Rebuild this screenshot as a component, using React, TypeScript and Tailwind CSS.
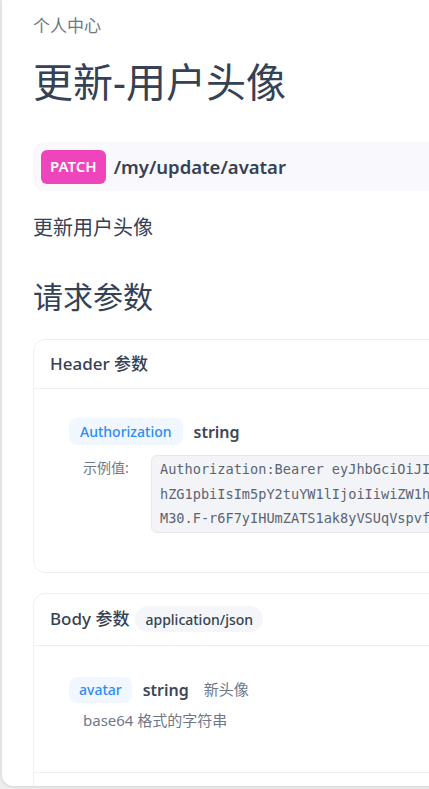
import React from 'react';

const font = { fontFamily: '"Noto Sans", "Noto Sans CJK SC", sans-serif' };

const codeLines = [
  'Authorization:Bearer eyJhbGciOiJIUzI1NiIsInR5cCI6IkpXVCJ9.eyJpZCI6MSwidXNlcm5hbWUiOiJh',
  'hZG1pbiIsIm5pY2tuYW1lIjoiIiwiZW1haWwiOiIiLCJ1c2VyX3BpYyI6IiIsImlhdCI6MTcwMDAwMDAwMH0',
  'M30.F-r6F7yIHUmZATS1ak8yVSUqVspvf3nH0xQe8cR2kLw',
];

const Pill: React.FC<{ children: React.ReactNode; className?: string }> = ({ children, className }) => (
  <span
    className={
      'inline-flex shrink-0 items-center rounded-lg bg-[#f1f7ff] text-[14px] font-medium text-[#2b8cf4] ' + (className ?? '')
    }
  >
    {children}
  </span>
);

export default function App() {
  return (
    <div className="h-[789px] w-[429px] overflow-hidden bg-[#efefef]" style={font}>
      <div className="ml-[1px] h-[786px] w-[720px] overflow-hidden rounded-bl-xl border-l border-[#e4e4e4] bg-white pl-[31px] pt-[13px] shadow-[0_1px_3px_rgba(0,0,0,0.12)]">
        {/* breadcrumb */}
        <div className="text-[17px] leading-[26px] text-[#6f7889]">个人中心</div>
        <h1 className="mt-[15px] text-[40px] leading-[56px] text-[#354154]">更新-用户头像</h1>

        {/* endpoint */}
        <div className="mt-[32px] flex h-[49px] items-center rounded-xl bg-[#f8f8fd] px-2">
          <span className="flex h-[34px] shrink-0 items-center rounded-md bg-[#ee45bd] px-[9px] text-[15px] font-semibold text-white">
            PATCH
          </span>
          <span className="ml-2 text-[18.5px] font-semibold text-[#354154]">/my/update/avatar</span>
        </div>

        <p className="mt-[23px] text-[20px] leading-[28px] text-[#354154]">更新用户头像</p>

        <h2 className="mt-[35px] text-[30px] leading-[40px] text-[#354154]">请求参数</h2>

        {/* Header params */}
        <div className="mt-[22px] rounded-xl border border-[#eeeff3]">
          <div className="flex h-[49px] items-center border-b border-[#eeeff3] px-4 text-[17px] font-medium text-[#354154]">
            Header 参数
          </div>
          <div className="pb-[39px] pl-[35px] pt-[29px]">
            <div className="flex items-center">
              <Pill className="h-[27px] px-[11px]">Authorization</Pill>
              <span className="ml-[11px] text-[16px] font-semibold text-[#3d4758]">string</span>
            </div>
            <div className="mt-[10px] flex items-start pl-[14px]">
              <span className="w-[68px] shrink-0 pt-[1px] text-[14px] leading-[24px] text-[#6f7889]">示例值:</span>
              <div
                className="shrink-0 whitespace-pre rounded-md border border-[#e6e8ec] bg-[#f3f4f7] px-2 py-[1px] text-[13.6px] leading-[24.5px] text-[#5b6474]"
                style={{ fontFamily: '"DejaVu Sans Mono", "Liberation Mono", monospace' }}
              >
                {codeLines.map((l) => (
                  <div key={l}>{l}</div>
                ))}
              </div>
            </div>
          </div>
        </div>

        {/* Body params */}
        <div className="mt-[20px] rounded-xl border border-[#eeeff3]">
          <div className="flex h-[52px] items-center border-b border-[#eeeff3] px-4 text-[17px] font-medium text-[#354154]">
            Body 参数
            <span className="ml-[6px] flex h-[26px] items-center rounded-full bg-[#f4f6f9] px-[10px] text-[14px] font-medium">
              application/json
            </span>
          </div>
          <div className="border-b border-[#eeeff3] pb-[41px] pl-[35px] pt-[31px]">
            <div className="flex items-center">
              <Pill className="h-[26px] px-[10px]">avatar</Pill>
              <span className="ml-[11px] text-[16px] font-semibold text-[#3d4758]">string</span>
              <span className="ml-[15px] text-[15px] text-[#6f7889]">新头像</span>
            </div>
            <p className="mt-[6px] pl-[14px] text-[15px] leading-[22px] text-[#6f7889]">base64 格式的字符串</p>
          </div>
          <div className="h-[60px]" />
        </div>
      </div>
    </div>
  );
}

SHORT TASK
Except for the pictures, reproduce every line exactly.

TASK SOLUTION
Rebuild this screenshot as a component, using React, TypeScript and Tailwind CSS.
import React from 'react';

const font = { fontFamily: '"Noto Sans", "Noto Sans CJK SC", sans-serif' };

const codeLines = [
  'Authorization:Bearer eyJhbGciOiJIUzI1NiIsInR5cCI6IkpXVCJ9.eyJpZCI6MSwidXNlcm5hbWUiOiJh',
  'hZG1pbiIsIm5pY2tuYW1lIjoiIiwiZW1haWwiOiIiLCJ1c2VyX3BpYyI6IiIsImlhdCI6MTcwMDAwMDAwMH0',
  'M30.F-r6F7yIHUmZATS1ak8yVSUqVspvf3nH0xQe8cR2kLw',
];

const Pill: React.FC<{ children: React.ReactNode; className?: string }> = ({ children, className }) => (
  <span
    className={
      'inline-flex shrink-0 items-center rounded-lg bg-[#f1f7ff] text-[14px] font-medium text-[#2b8cf4] ' + (className ?? '')
    }
  >
    {children}
  </span>
);

export default function App() {
  return (
    <div className="h-[789px] w-[429px] overflow-hidden bg-[#efefef]" style={font}>
      <div className="ml-[1px] h-[786px] w-[720px] overflow-hidden rounded-bl-xl border-l border-[#e4e4e4] bg-white pl-[31px] pt-[13px] shadow-[0_1px_3px_rgba(0,0,0,0.12)]">
        {/* breadcrumb */}
        <div className="text-[17px] leading-[26px] text-[#6f7889]">个人中心</div>
        <h1 className="mt-[15px] text-[40px] leading-[56px] text-[#354154]">更新-用户头像</h1>

        {/* endpoint */}
        <div className="mt-[32px] flex h-[49px] items-center rounded-xl bg-[#f8f8fd] px-2">
          <span className="flex h-[34px] shrink-0 items-center rounded-md bg-[#ee45bd] px-[9px] text-[15px] font-semibold text-white">
            PATCH
          </span>
          <span className="ml-2 text-[18.5px] font-semibold text-[#354154]">/my/update/avatar</span>
        </div>

        <p className="mt-[23px] text-[20px] leading-[28px] text-[#354154]">更新用户头像</p>

        <h2 className="mt-[35px] text-[30px] leading-[40px] text-[#354154]">请求参数</h2>

        {/* Header params */}
        <div className="mt-[22px] rounded-xl border border-[#eeeff3]">
          <div className="flex h-[49px] items-center border-b border-[#eeeff3] px-4 text-[17px] font-medium text-[#354154]">
            Header 参数
          </div>
          <div className="pb-[39px] pl-[35px] pt-[29px]">
            <div className="flex items-center">
              <Pill className="h-[27px] px-[11px]">Authorization</Pill>
              <span className="ml-[11px] text-[16px] font-semibold text-[#3d4758]">string</span>
            </div>
            <div className="mt-[10px] flex items-start pl-[14px]">
              <span className="w-[68px] shrink-0 pt-[1px] text-[14px] leading-[24px] text-[#6f7889]">示例值:</span>
              <div
                className="shrink-0 whitespace-pre rounded-md border border-[#e6e8ec] bg-[#f3f4f7] px-2 py-[1px] text-[13.6px] leading-[24.5px] text-[#5b6474]"
                style={{ fontFamily: '"DejaVu Sans Mono", "Liberation Mono", monospace' }}
              >
                {codeLines.map((l) => (
                  <div key={l}>{l}</div>
                ))}
              </div>
            </div>
          </div>
        </div>

        {/* Body params */}
        <div className="mt-[20px] rounded-xl border border-[#eeeff3]">
          <div className="flex h-[52px] items-center border-b border-[#eeeff3] px-4 text-[17px] font-medium text-[#354154]">
            Body 参数
            <span className="ml-[6px] flex h-[26px] items-center rounded-full bg-[#f4f6f9] px-[10px] text-[14px] font-medium">
              application/json
            </span>
          </div>
          <div className="border-b border-[#eeeff3] pb-[41px] pl-[35px] pt-[31px]">
            <div className="flex items-center">
              <Pill className="h-[26px] px-[10px]">avatar</Pill>
              <span className="ml-[11px] text-[16px] font-semibold text-[#3d4758]">string</span>
              <span className="ml-[15px] text-[15px] text-[#6f7889]">新头像</span>
            </div>
            <p className="mt-[6px] pl-[14px] text-[15px] leading-[22px] text-[#6f7889]">base64 格式的字符串</p>
          </div>
          <div className="h-[60px]" />
        </div>
      </div>
    </div>
  );
}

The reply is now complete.